I thank the noble Lord for the amendments in this group. He will perhaps be interested to know that we had a sweepstake to try to work out what he was getting at with these amendments. I am afraid we were not particularly successful, so I will make two or three comments on the amendments, which we looked at objectively in terms of the way that they had been drafted, and may take the opportunity to write to him afterwards to pick up some of the points, including the good points he made about rogue trading, which is a concern. The examples he drew our attention to were new to me. He asked what the Government are doing about repeat offenders in this area. The short answer is lots, including taking account of previous failures. The effect of Clause 103 will be to require the court to take misconduct and previous failures into account when deciding whether a director is unfit, especially where it demonstrates a pattern of unfit conduct through a number of companies.

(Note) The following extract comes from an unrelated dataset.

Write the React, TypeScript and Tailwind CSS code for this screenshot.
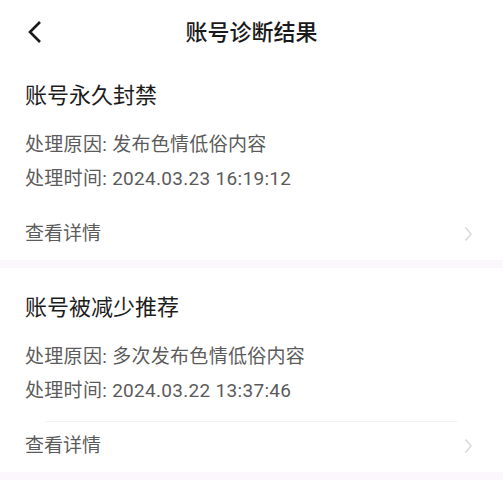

Amendment 60C is in line with the recommendations made by the Delegated Powers and Regulatory Reform Committee, to which I would like to express my gratitude for the consideration it has given this long and complex Bill in a timely manner. We must thank it for the great work it does in aiding scrutiny in this House. I will consider this amendment and will return to it on Report.
Amendment 60D would restrict the consideration a court must give to the loss or harm that a person’s conduct has caused to a company solely to non-executive directors when deciding whether to disqualify a director. The concept of non-executive director is not recognised within the Companies Act 2006 or the Company Directors Disqualification Act. The noble Lord, Lord Mendelsohn, will know only too well that for the purposes of companies legislation, all de jure directors are considered equally, whatever their role on the board may be. Any individual who acts as a director of a company, in whatever capacity, owes duties in respect of the running of the company to, for example, shareholders, employees and creditors. Accordingly, if the actions of any director, executive or not, have caused demonstrable loss for which they are culpable, it is right that they should be liable to be disqualified and that the period for which they are disqualified should take account of the resulting loss to creditors.
To try to change the law on directors fundamentally and to bring in a new definition of non-executive director without extensive consultation would be quite a big ask. I am not sure whether that is being sought in this probing amendment, but perhaps we can discuss the matter further. In the mean time, I commit to study the points that have been raised and to write to the noble Lord, and I ask him to withdraw his amendment.